Returning to non-diagonable matrices, we construct a matrix P whose columns are eigenvectors and generalized eigenvectors. Along the way, we got all the eigenvalues of A. it turns out that we can write the SN decomposition

A = S + N

where

  • S is diagonable,
  • N is nilpotent,
  • and (very important) N and S commute, SN = NS.

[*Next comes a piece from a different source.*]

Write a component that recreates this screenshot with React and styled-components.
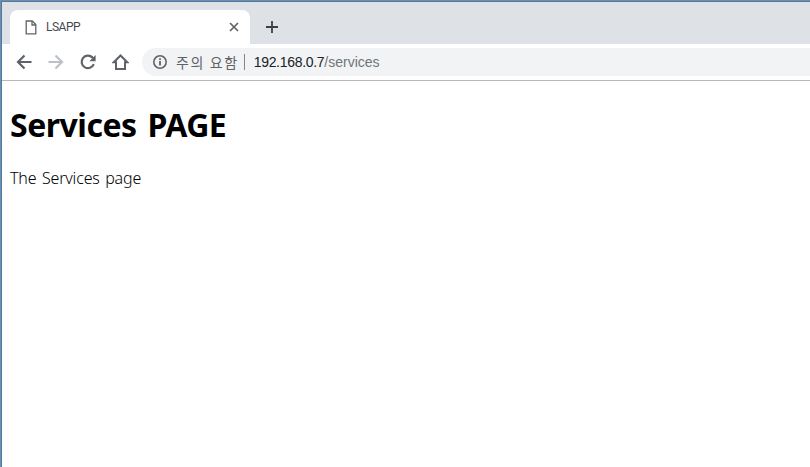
import styled, {createGlobalStyle} from 'styled-components';

const GlobalStyle = createGlobalStyle`
  html, body {
    margin: 0;
    height: 100%;
    background: #fff;
  }
  #root {
    height: 100%;
  }
`;

const Window = styled.div`
  box-sizing: border-box;
  width: 810px;
  height: 467px;
  overflow: hidden;
  border-top: 1px solid #85898e;
  border-left: 1px solid #85898e;
`;

const Frame = styled.div`
  box-sizing: border-box;
  height: 100%;
  display: flex;
  flex-direction: column;
  background: #fff;
  border-top: 1px solid #3a80c0;
  border-left: 1px solid #3a80c0;
`;

const TabStrip = styled.div`
  height: 42px;
  flex: none;
  background: #dee1e6;
  display: flex;
  align-items: flex-end;
  padding-left: 8px;
`;

const Tab = styled.div`
  box-sizing: border-box;
  width: 240px;
  height: 34px;
  background: #fff;
  border-radius: 8px 8px 0 0;
  display: flex;
  align-items: center;
  padding: 0 11px 0 15px;
`;

const TabTitle = styled.span`
  flex: 1;
  margin-left: 9px;
  font: 12px Roboto, Arial, sans-serif;
  letter-spacing: -0.5px;
  color: #45494f;
`;

const NewTab = styled.button`
  width: 28px;
  height: 28px;
  margin: 0 0 3px 8px;
  padding: 0;
  border: 0;
  background: none;
  display: flex;
  align-items: center;
  justify-content: center;
`;

const Toolbar = styled.div`
  box-sizing: border-box;
  height: 37px;
  flex: none;
  background: #fff;
  border-bottom: 1px solid #b8b8b8;
  display: flex;
  align-items: center;
  padding: 0 0 1px 12px;
  gap: 12px;
`;

const NavButton = styled.button`
  width: 20px;
  height: 20px;
  padding: 0;
  border: 0;
  background: none;
  display: flex;
  align-items: center;
  justify-content: center;
`;

const Omnibox = styled.div`
  flex: 1;
  height: 28px;
  background: #f1f3f4;
  border-radius: 14px 0 0 14px;
  display: flex;
  align-items: center;
  padding-left: 10px;
  white-space: nowrap;
`;

const Warning = styled.span`
  margin-left: 8px;
  font: 14px 'Noto Sans CJK KR', sans-serif;
  color: #5f6368;
  letter-spacing: 1.6px;
`;

const Divider = styled.span`
  width: 1px;
  height: 16px;
  margin: 0 9px 0 5px;
  background: #80868b;
`;

const Host = styled.span`
  font: 14px 'Liberation Sans', Arial, sans-serif;
  letter-spacing: -0.3px;
  color: #202124;
`;

const Path = styled.span`
  font: 14px 'Liberation Sans', Arial, sans-serif;
  color: #70757a;
`;

const Page = styled.main`
  flex: 1;
  padding: 0 8px;
  font-family: 'Noto Sans', 'Open Sans', sans-serif;
  color: #000;
`;

const Heading = styled.h1`
  margin: 20px 0 0;
  font-size: 32px;
  line-height: 48px;
  font-weight: 700;
  letter-spacing: -0.5px;
  word-spacing: 3px;
`;

const Text = styled.p`
  margin: 17px 0 0;
  font-size: 16px;
  line-height: 24px;
  font-weight: 300;
  letter-spacing: -0.16px;
  word-spacing: 1.5px;
`;

function FileIcon() {
  return (
    <svg width='12' height='15' viewBox='0 0 12 15' fill='none' stroke='#5f6368' strokeWidth='1.3'>
      <path d='M1.2 1h6l3.6 3.6v9.2h-9.6z' />
      <path d='M7 1v4h3.8' />
    </svg>
  );
}

function CloseIcon() {
  return (
    <svg width='10' height='10' viewBox='0 0 10 10' stroke='#5f6368' strokeWidth='1.7'>
      <path d='M1 1l8 8M9 1l-8 8' />
    </svg>
  );
}

function PlusIcon() {
  return (
    <svg width='12' height='12' viewBox='0 0 12 12' stroke='#3c4043' strokeWidth='1.8'>
      <path d='M6 0v12M0 6h12' />
    </svg>
  );
}

function ArrowIcon({color, flip}) {
  return (
    <svg width='16' height='16' viewBox='0 0 16 16' fill='none' stroke={color} strokeWidth='2.2' style={flip ? {transform: 'scaleX(-1)'} : undefined}>
      <path d='M15.5 8H2M8.5 1.5L2 8l6.5 6.5' />
    </svg>
  );
}

function ReloadIcon() {
  return (
    <svg width='16' height='16' viewBox='0 0 16 16' fill='none' stroke='#5f6368' strokeWidth='2.2'>
      <path d='M13.8 10.2A6.3 6.3 0 1 1 12.4 3.4L14 5.2' />
      <path d='M15.6 1v6.2H9.4z' fill='#5f6368' stroke='none' />
    </svg>
  );
}

function HomeIcon() {
  return (
    <svg width='17' height='16' viewBox='0 0 17 16' fill='none' stroke='#5f6368' strokeWidth='2'>
      <path d='M8.5 1.5L1.8 8.2H4V15H13V8.2H15.2Z' />
    </svg>
  );
}

function InfoIcon() {
  return (
    <svg width='16' height='16' viewBox='0 0 16 16' fill='none'>
      <circle cx='8' cy='8' r='6.2' stroke='#5f6368' strokeWidth='1.6' />
      <path d='M8 7v4.6M8 4.2v1.7' stroke='#5f6368' strokeWidth='1.8' />
    </svg>
  );
}

export default function App() {
  return (
    <>
      <GlobalStyle />
      <Window>
        <Frame>
          <TabStrip>
            <Tab>
              <FileIcon />
              <TabTitle>LSAPP</TabTitle>
              <CloseIcon />
            </Tab>
            <NewTab>
              <PlusIcon />
            </NewTab>
          </TabStrip>
          <Toolbar>
            <NavButton><ArrowIcon color='#5f6368' /></NavButton>
            <NavButton><ArrowIcon color='#bdc1c6' flip /></NavButton>
            <NavButton><ReloadIcon /></NavButton>
            <NavButton><HomeIcon /></NavButton>
            <Omnibox>
              <InfoIcon />
              <Warning>주의 요함</Warning>
              <Divider />
              <Host>192.168.0.7</Host>
              <Path>/services</Path>
            </Omnibox>
          </Toolbar>
          <Page>
            <Heading>Services PAGE</Heading>
            <Text>The Services page</Text>
          </Page>
        </Frame>
      </Window>
    </>
  );
}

Furthermore, our matrix P diagonalizes S:

D = P^{-1}\ S\ P\ .

but we come at that backwards: we get the eigenvalues, we construct the diagonal matrix D from them, and then we use P (which requires finding generalized eigenvectors) to get S as

S = P\ D\ P^{-1}\ ,

and then we get N as

N = A – S.

Finally, all of that is useful for the matrix exponential because if matrices B and C commute, then

exp(B+C) = exp(B) exp(C)

just as e^{x+y} = e^x\ e^y\ . Edit: (In fact, the converse holds, too: B and C commute if and only if exp(B+C) = exp(B) exp(C) ).

Correct is:

e^{(B+C)\ t} = e^{B\ t}\ e^{C\ t}\ \text{for all t if and only if BC = CB}

(Golub & van Loan, “Matrix Computations”, 2nd ed. p. 559)

end edit

Because S and N commute, we can compute the matrix exponential of a non-diagonable A as the product of two very simple matrix exponentials:

exp(A) = exp(S+N) = exp(S)\ exp(N) = P\ exp(D)\ P^{-1}\ exp(N)\ ,

i.e. as the product of: a similarity transform of a diagonal matrix D, and a polynomial in N.